Data block ▸

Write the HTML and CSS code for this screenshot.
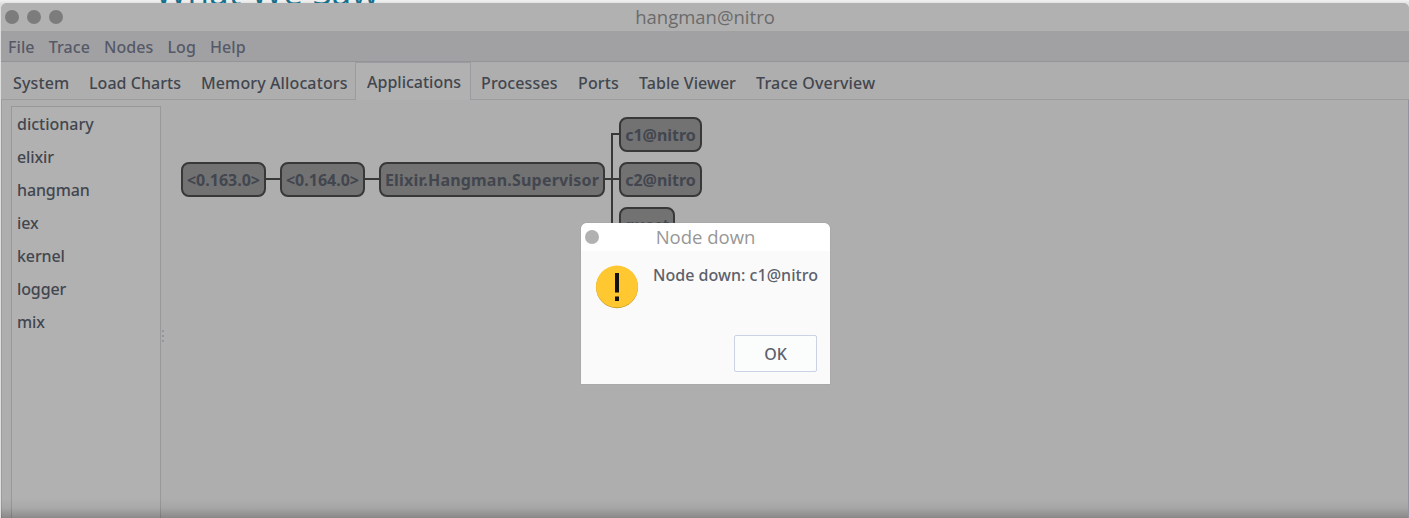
FILE: index.html
```html
<!DOCTYPE html>
<html lang="en">
<head>
<meta charset="utf-8">
<title>hangman@nitro</title>
<link rel="stylesheet" href="styles.css">
</head>
<body>
<div class="slide-title">What We Saw</div>
<main class="window">
  <header class="titlebar">
    <div class="controls"><i class="dot"></i><i class="dot"></i><i class="dot"></i></div>
    <span class="title">hangman@nitro</span>
  </header>
  <nav class="menubar"><span>File</span><span>Trace</span><span>Nodes</span><span>Log</span><span>Help</span></nav>
  <div class="tabs">
    <span class="tab">System</span><span class="tab">Load Charts</span><span class="tab">Memory Allocators</span><span class="tab active">Applications</span><span class="tab">Processes</span><span class="tab">Ports</span><span class="tab">Table Viewer</span><span class="tab">Trace Overview</span>
  </div>
  <section class="content">
    <ul class="apps"><li>dictionary</li><li>elixir</li><li>hangman</li><li>iex</li><li>kernel</li><li>logger</li><li>mix</li></ul>
    <div class="sash"><i></i><i></i><i></i></div>
    <div class="canvas">
      <svg class="links" width="560" height="200" fill="none" stroke="#383838" stroke-width="2"><path d="M101 79H116M200 79H215M440 79H455M455 34H447V140"/></svg>
      <div class="node n1">&lt;0.163.0&gt;</div>
      <div class="node n2">&lt;0.164.0&gt;</div>
      <div class="node n3">Elixir.Hangman.Supervisor</div>
      <div class="node n4">c1@nitro</div>
      <div class="node n5">c2@nitro</div>
      <div class="node n6">guest</div>
    </div>
  </section>
</main>
<div class="bottom-shade"></div>
<div class="dialog">
  <header class="dialog-bar"><i class="dot light"></i><span class="dialog-title">Node down</span></header>
  <div class="dialog-body">
    <svg class="warn" width="44" height="44" viewBox="0 0 44 44"><circle cx="22" cy="22.2" r="21" fill="#b58d22"/><circle cx="22" cy="21.6" r="21" fill="#ffc730"/><path d="M20 8h4v19.500h-4zM20 31.500h4v4.500h-4z" fill="#111"/></svg>
    <p class="message">Node down: c1@nitro</p>
  </div>
  <button class="ok">OK</button>
</div>
</body>
</html>
```
FILE: styles.css
```css
* { box-sizing: border-box; }
body { margin: 0; width: 1409px; height: 518px; overflow: hidden; position: relative; background: linear-gradient(#f2f2f2, #dedede 4px); font: 500 16px/22px "Noto Sans", sans-serif; color: #42464f; }
.slide-title { position: absolute; left: 155px; top: -32px; font: 500 35px/48px "Open Sans", sans-serif; letter-spacing: .2px; color: #16708c; white-space: nowrap; }
.window { position: absolute; left: 1px; top: 3px; width: 1408px; height: 515px; display: flex; flex-direction: column; background: #aeaeae; border-radius: 6px 6px 0 0; overflow: hidden; }
.titlebar { height: 28px; background: #b1b1b1; display: grid; grid-template-columns: 1fr auto 1fr; align-items: center; flex: none; }
.controls { display: flex; gap: 8px; padding-left: 4px; }
.dot { width: 14px; height: 14px; border-radius: 50%; background: #7c7c7c; }
.title, .dialog-title { font: 400 18.5px/28px "Open Sans", sans-serif; color: #6b6b6b; white-space: nowrap; }
.menubar { height: 31px; flex: none; background: #a1a1a3; border-bottom: 1px solid #949498; display: flex; gap: 14px; padding: 5px 7px; color: #555968; letter-spacing: .09px; }
.tabs { height: 38px; flex: none; display: flex; border-bottom: 1px solid #9c9c9f; padding-left: 2px; letter-spacing: .12px; }
.tab { flex: none; padding: 10px 0 0 10px; white-space: nowrap; }
.tab:nth-child(1) { width: 76px; }
.tab:nth-child(2) { width: 112px; letter-spacing: .05px; }
.tab:nth-child(3) { width: 164px; }
.tab:nth-child(4) { width: 116px; }
.tab:nth-child(5) { width: 97px; }
.tab:nth-child(6) { width: 61px; }
.tab:nth-child(7) { width: 117px; letter-spacing: .05px; }
.tab:nth-child(8) { letter-spacing: .2px; }
.tab.active { height: 38px; background: #b1b1b1; border: 1px solid #9a9aa0; border-bottom: 0; padding: 8px 0 0 11px; letter-spacing: 0; }
.content { flex: 1; display: flex; border-left: 1px solid #9c9c9c; border-right: 1px solid #9292a0; padding: 6px 0 0 9px; min-height: 0; }
.apps { width: 150px; margin: 0; padding: 1px 5px; list-style: none; background: #b1b1b1; border: 1px solid #989898; border-bottom: 0; line-height: 33px; letter-spacing: -.12px; }
.apps li:first-child { letter-spacing: 0; }
.sash { width: 4px; padding: 224px 0 0 1px; display: flex; flex-direction: column; gap: 3px; }
.sash i { width: 2px; height: 2px; background: #9494a0; }
.canvas { position: relative; flex: 1; margin-top: -6px; }
.links { position: absolute; left: 0; top: 0; }
.node { position: absolute; height: 35px; border: 2px solid #383838; border-radius: 8px; background: #727272; font-weight: 700; line-height: 32px; text-align: center; white-space: nowrap; }
.n1 { left: 16px; top: 62px; width: 85px; }
.n2 { left: 115px; top: 62px; width: 85px; }
.n3 { left: 214px; top: 62px; width: 226px; letter-spacing: .2px; }
.n4 { left: 454px; top: 17px; width: 83px; }
.n5 { left: 454px; top: 62px; width: 83px; }
.n6 { left: 454px; top: 107px; width: 56px; }
.bottom-shade { position: absolute; left: 1px; right: 1px; bottom: 0; height: 20px; background: linear-gradient(#0000, #0000000c 50%, #00000038); }
.dialog { position: absolute; left: 581px; top: 223px; width: 249px; height: 161px; background: #fafafa; border-radius: 6px 6px 0 0; overflow: hidden; box-shadow: 0 0 1px #777; display: flex; flex-direction: column; color: #5c616c; }
.dialog-bar { height: 28px; flex: none; background: #fff; display: grid; grid-template-columns: 1fr auto 1fr; align-items: center; padding-left: 4px; padding-right: 4px; }
.dot.light { background: #b1b1b1; }
.dialog-title { color: #979797; }
.dialog-body { flex: 1; display: flex; padding: 14px 0 0 14px; gap: 14px; }
.message { margin: -1px 0 0; white-space: nowrap; letter-spacing: .03px; }
.ok { align-self: flex-end; width: 83px; height: 37px; margin: 0 13px 12px; padding: 0; border: 1px solid #cbd2e3; border-radius: 2px; background: #fbfdfd; font: inherit; color: inherit; }
```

Problem statement ▸
Copy the listing exactly. Any image in it stays out of the copy.

Task solution ▸
Write the HTML and CSS code for this screenshot.
FILE: index.html
```html
<!DOCTYPE html>
<html lang="en">
<head>
<meta charset="utf-8">
<title>hangman@nitro</title>
<link rel="stylesheet" href="styles.css">
</head>
<body>
<div class="slide-title">What We Saw</div>
<main class="window">
  <header class="titlebar">
    <div class="controls"><i class="dot"></i><i class="dot"></i><i class="dot"></i></div>
    <span class="title">hangman@nitro</span>
  </header>
  <nav class="menubar"><span>File</span><span>Trace</span><span>Nodes</span><span>Log</span><span>Help</span></nav>
  <div class="tabs">
    <span class="tab">System</span><span class="tab">Load Charts</span><span class="tab">Memory Allocators</span><span class="tab active">Applications</span><span class="tab">Processes</span><span class="tab">Ports</span><span class="tab">Table Viewer</span><span class="tab">Trace Overview</span>
  </div>
  <section class="content">
    <ul class="apps"><li>dictionary</li><li>elixir</li><li>hangman</li><li>iex</li><li>kernel</li><li>logger</li><li>mix</li></ul>
    <div class="sash"><i></i><i></i><i></i></div>
    <div class="canvas">
      <svg class="links" width="560" height="200" fill="none" stroke="#383838" stroke-width="2"><path d="M101 79H116M200 79H215M440 79H455M455 34H447V140"/></svg>
      <div class="node n1">&lt;0.163.0&gt;</div>
      <div class="node n2">&lt;0.164.0&gt;</div>
      <div class="node n3">Elixir.Hangman.Supervisor</div>
      <div class="node n4">c1@nitro</div>
      <div class="node n5">c2@nitro</div>
      <div class="node n6">guest</div>
    </div>
  </section>
</main>
<div class="bottom-shade"></div>
<div class="dialog">
  <header class="dialog-bar"><i class="dot light"></i><span class="dialog-title">Node down</span></header>
  <div class="dialog-body">
    <svg class="warn" width="44" height="44" viewBox="0 0 44 44"><circle cx="22" cy="22.2" r="21" fill="#b58d22"/><circle cx="22" cy="21.6" r="21" fill="#ffc730"/><path d="M20 8h4v19.500h-4zM20 31.500h4v4.500h-4z" fill="#111"/></svg>
    <p class="message">Node down: c1@nitro</p>
  </div>
  <button class="ok">OK</button>
</div>
</body>
</html>
```
FILE: styles.css
```css
* { box-sizing: border-box; }
body { margin: 0; width: 1409px; height: 518px; overflow: hidden; position: relative; background: linear-gradient(#f2f2f2, #dedede 4px); font: 500 16px/22px "Noto Sans", sans-serif; color: #42464f; }
.slide-title { position: absolute; left: 155px; top: -32px; font: 500 35px/48px "Open Sans", sans-serif; letter-spacing: .2px; color: #16708c; white-space: nowrap; }
.window { position: absolute; left: 1px; top: 3px; width: 1408px; height: 515px; display: flex; flex-direction: column; background: #aeaeae; border-radius: 6px 6px 0 0; overflow: hidden; }
.titlebar { height: 28px; background: #b1b1b1; display: grid; grid-template-columns: 1fr auto 1fr; align-items: center; flex: none; }
.controls { display: flex; gap: 8px; padding-left: 4px; }
.dot { width: 14px; height: 14px; border-radius: 50%; background: #7c7c7c; }
.title, .dialog-title { font: 400 18.5px/28px "Open Sans", sans-serif; color: #6b6b6b; white-space: nowrap; }
.menubar { height: 31px; flex: none; background: #a1a1a3; border-bottom: 1px solid #949498; display: flex; gap: 14px; padding: 5px 7px; color: #555968; letter-spacing: .09px; }
.tabs { height: 38px; flex: none; display: flex; border-bottom: 1px solid #9c9c9f; padding-left: 2px; letter-spacing: .12px; }
.tab { flex: none; padding: 10px 0 0 10px; white-space: nowrap; }
.tab:nth-child(1) { width: 76px; }
.tab:nth-child(2) { width: 112px; letter-spacing: .05px; }
.tab:nth-child(3) { width: 164px; }
.tab:nth-child(4) { width: 116px; }
.tab:nth-child(5) { width: 97px; }
.tab:nth-child(6) { width: 61px; }
.tab:nth-child(7) { width: 117px; letter-spacing: .05px; }
.tab:nth-child(8) { letter-spacing: .2px; }
.tab.active { height: 38px; background: #b1b1b1; border: 1px solid #9a9aa0; border-bottom: 0; padding: 8px 0 0 11px; letter-spacing: 0; }
.content { flex: 1; display: flex; border-left: 1px solid #9c9c9c; border-right: 1px solid #9292a0; padding: 6px 0 0 9px; min-height: 0; }
.apps { width: 150px; margin: 0; padding: 1px 5px; list-style: none; background: #b1b1b1; border: 1px solid #989898; border-bottom: 0; line-height: 33px; letter-spacing: -.12px; }
.apps li:first-child { letter-spacing: 0; }
.sash { width: 4px; padding: 224px 0 0 1px; display: flex; flex-direction: column; gap: 3px; }
.sash i { width: 2px; height: 2px; background: #9494a0; }
.canvas { position: relative; flex: 1; margin-top: -6px; }
.links { position: absolute; left: 0; top: 0; }
.node { position: absolute; height: 35px; border: 2px solid #383838; border-radius: 8px; background: #727272; font-weight: 700; line-height: 32px; text-align: center; white-space: nowrap; }
.n1 { left: 16px; top: 62px; width: 85px; }
.n2 { left: 115px; top: 62px; width: 85px; }
.n3 { left: 214px; top: 62px; width: 226px; letter-spacing: .2px; }
.n4 { left: 454px; top: 17px; width: 83px; }
.n5 { left: 454px; top: 62px; width: 83px; }
.n6 { left: 454px; top: 107px; width: 56px; }
.bottom-shade { position: absolute; left: 1px; right: 1px; bottom: 0; height: 20px; background: linear-gradient(#0000, #0000000c 50%, #00000038); }
.dialog { position: absolute; left: 581px; top: 223px; width: 249px; height: 161px; background: #fafafa; border-radius: 6px 6px 0 0; overflow: hidden; box-shadow: 0 0 1px #777; display: flex; flex-direction: column; color: #5c616c; }
.dialog-bar { height: 28px; flex: none; background: #fff; display: grid; grid-template-columns: 1fr auto 1fr; align-items: center; padding-left: 4px; padding-right: 4px; }
.dot.light { background: #b1b1b1; }
.dialog-title { color: #979797; }
.dialog-body { flex: 1; display: flex; padding: 14px 0 0 14px; gap: 14px; }
.message { margin: -1px 0 0; white-space: nowrap; letter-spacing: .03px; }
.ok { align-self: flex-end; width: 83px; height: 37px; margin: 0 13px 12px; padding: 0; border: 1px solid #cbd2e3; border-radius: 2px; background: #fbfdfd; font: inherit; color: inherit; }
```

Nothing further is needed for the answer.